Главнокомандующим маньчжурской армией в самом начале войны, 7 февраля, был назначен военный министр А. Н. Куропаткин. Его назначение соответствовало настроению общества: Куропаткина помнили как начальника штаба у Скобелева. Человек осторожный и не слишком решительный, новый главнокомандующий менее подходил на первые роли («Куропаткина назначили – хорошо, а где же Скобелев?» – выразился о нем генерал М. И. Драгомиров). Рассчитав потребное количество войск и провозоспособность дороги, учитывая неизбежность огромного перевеса японцев за весь первый период войны, Куропаткин внутренне склонялся к «тактике 1812 г.», к постепенному отступлению в глубь Маньчжурии, до Харбина, если не дальше. «Прошу быть только терпеливыми, – говорил он депутации Петербургской городской думы 27 февраля, – и спокойно, с полным сознанием мощи России, ожидать дальнейших событий. Первые наши шаги связаны с передвижением войск через громадные пространства… Терпение, терпение и терпение, господа!»
Но в то же время А. Н. Куропаткин не имел ни должной «крепости нервов», ни достаточно широких полномочий для того, чтобы последовательно сыграть роль Барклая де Толли. Свою внутреннюю тягу к отступлению ему даже приходилось скрывать. Уже на следующий день после слов о «терпении», при проводах на вокзале, главнокомандующий обещал «в скором времени обрадовать добрыми вестями царя и матушку Русь».

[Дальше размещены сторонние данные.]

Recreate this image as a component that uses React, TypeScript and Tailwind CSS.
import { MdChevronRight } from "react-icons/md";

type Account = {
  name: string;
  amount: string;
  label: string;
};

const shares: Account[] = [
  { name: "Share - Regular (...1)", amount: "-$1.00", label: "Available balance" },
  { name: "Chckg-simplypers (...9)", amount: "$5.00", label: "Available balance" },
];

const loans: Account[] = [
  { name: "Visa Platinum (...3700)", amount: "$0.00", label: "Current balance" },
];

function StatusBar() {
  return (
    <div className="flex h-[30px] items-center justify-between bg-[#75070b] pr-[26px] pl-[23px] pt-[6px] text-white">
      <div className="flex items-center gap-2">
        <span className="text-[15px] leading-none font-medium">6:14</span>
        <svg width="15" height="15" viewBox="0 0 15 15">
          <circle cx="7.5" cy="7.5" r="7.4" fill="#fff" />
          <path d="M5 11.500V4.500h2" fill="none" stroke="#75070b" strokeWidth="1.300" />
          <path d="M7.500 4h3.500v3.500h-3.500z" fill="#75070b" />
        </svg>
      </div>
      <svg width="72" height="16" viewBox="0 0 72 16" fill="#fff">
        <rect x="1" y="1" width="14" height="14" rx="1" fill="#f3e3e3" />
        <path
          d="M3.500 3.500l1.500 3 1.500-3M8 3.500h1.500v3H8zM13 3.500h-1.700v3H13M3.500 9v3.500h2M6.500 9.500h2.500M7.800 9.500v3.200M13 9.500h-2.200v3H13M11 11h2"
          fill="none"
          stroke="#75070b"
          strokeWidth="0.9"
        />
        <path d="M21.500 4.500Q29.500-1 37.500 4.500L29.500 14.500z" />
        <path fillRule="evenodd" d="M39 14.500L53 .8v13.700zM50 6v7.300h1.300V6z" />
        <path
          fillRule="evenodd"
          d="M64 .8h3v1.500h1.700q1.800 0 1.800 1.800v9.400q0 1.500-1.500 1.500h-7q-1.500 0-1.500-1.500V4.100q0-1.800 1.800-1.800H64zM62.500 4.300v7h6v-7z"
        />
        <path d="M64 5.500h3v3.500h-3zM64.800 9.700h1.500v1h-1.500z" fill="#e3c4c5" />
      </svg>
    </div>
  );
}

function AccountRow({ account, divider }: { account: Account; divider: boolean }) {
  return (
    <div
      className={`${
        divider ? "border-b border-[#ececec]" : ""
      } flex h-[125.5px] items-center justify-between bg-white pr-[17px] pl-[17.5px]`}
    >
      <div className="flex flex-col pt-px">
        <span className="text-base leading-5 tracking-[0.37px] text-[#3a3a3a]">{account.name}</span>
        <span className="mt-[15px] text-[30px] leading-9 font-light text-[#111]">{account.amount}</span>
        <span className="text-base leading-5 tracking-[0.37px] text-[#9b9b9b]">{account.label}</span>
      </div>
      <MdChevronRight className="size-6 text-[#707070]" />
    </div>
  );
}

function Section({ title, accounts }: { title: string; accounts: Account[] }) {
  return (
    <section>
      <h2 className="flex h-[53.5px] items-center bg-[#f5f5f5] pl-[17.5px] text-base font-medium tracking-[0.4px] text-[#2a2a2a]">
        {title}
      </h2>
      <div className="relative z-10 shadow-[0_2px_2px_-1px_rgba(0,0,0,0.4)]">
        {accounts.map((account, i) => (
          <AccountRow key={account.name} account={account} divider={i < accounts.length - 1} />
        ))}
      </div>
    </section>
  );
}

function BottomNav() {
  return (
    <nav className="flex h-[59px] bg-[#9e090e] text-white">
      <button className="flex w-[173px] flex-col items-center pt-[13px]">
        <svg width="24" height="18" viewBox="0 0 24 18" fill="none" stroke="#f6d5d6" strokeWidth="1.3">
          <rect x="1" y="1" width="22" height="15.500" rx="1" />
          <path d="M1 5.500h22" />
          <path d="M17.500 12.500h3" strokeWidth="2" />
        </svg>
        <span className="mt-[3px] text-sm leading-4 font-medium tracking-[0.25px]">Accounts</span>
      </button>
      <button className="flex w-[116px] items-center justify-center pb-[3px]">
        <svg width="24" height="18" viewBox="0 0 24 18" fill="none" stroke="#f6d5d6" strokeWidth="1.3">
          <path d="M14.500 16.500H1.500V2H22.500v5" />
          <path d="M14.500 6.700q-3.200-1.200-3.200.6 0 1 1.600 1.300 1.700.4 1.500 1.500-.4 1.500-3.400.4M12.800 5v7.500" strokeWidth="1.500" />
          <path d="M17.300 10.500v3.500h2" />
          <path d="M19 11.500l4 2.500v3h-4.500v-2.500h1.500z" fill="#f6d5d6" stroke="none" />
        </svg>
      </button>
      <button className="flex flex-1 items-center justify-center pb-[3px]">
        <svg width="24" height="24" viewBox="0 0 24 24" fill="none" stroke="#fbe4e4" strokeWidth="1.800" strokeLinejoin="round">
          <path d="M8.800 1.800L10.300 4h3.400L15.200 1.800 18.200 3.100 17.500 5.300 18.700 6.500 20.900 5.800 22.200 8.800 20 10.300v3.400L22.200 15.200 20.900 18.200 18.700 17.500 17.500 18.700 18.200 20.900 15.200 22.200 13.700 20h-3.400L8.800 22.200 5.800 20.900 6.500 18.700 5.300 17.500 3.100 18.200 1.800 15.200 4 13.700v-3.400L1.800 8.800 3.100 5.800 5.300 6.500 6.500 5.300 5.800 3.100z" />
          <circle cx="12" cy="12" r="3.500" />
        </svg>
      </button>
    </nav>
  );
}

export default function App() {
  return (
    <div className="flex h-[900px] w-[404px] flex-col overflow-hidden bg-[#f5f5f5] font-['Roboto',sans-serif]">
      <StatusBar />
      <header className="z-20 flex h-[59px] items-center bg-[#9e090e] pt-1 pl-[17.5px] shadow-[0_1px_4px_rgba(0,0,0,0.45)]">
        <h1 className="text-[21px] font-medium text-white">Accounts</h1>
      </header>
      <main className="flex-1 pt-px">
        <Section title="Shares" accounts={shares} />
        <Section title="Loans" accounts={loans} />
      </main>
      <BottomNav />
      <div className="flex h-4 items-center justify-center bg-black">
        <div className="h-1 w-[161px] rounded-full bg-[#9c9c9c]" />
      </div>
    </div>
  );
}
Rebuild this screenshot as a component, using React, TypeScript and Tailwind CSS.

Командование флотом было возложено на адмирала С. О. Макарова, одного из лучших русских моряков, пользовавшегося огромной популярностью во флоте. Адмирал Макаров тотчас же выехал на Дальний Восток и 24 февраля уже был в Порт-Артуре.
Общее руководство военными действиями оставалось за наместником Дальнего Востока, адмиралом Е. С. Алексеевым. В случае разногласий между высшими инстанциями решающий арбитраж принадлежал государю. В отношении флота двоевластие почти не проявилось; но между Куропаткиным и Алексеевым не замедлило возникнуть разногласие, так как наместник стоял за иной, более активный, более рискованный образ действий, нежели командующий армией.
За первые два с половиной месяца войны операции сосредоточивались почти исключительно вокруг Порт-Артура. Японские суда, правда, показались 22 февраля перед Владивостоком; в свою очередь, русская крейсерская эскадра из этого порта совершила набег на северное побережье Японии. У берегов Кореи японская эскадра атаковала 27 января крейсер «Варяг» и канонерку «Кореец», еще не знавшие о начале войны, но мужественно принявшие неравный бой, в котором они нашли гибель. После этого японцы начали высаживать войска в Западной Корее; они захватили власть в Сеуле, посадив под стражу корейского императора. Русские передовые отряды, проникшие для разведки в северную часть Кореи, медленно отходили по мере усиления противника. Но центром борьбы оставался Порт-Артур.
В первые дни после начала войны там царила подавленность. На собственных минах взорвались небольшой крейсер «Боярин» и минный транспорт «Енисей». Поврежденные ночной атакой суда были введены в порт, но починка их требовала много времени. 12 февраля японцы предприняли первую попытку использовать слабую сторону Порт-Артурской гавани – заградить выход из внутреннего рейда, затопив в нем «брандеры».
С приездом адмирала С. О. Макарова дух во флоте поднялся. Новый командующий флотом поднял флаг на быстроходном крейсере «Аскольд», постоянно выходил в море, вступал в перестрелку с японским флотом, когда тот показывался перед Порт-Артуром, и даже предпринял вылазку в поисках ближней базы вражеской эскадры. С. О. Макаров был высокого мнения о качестве русского флота и не давал себя парализовать неблагоприятным численным соотношением (хотя в то время русский флот насчитывал всего 6 боеспособных бронированных судов, а японский – 14); он не боялся идти на риск, учитывая, что японцы едва ли отважатся на решительный бой, так как им больше неоткуда ждать подкреплений, а в Балтийском море уже готовилась новая русская эскадра, численно равная первой.
Но 31 марта адмирал С. О. Макаров погиб вместе с броненосцем «Петропавловск», затонувшим в каких-нибудь двух минутах от взрыва мины. Гибель С. О. Макарова была роковым ударом для русского флота. Она произвела во всей стране угнетающее впечатление. «Тяжелое и невероятно грустное известие… Целый день не мог опомниться от этого ужасного несчастья. Во всем да будет воля Божия, но о милости Господней к нам, грешным, мы должны просить…» – написал в этот день государь, обычно не выражавший чувств в своей повседневной записи.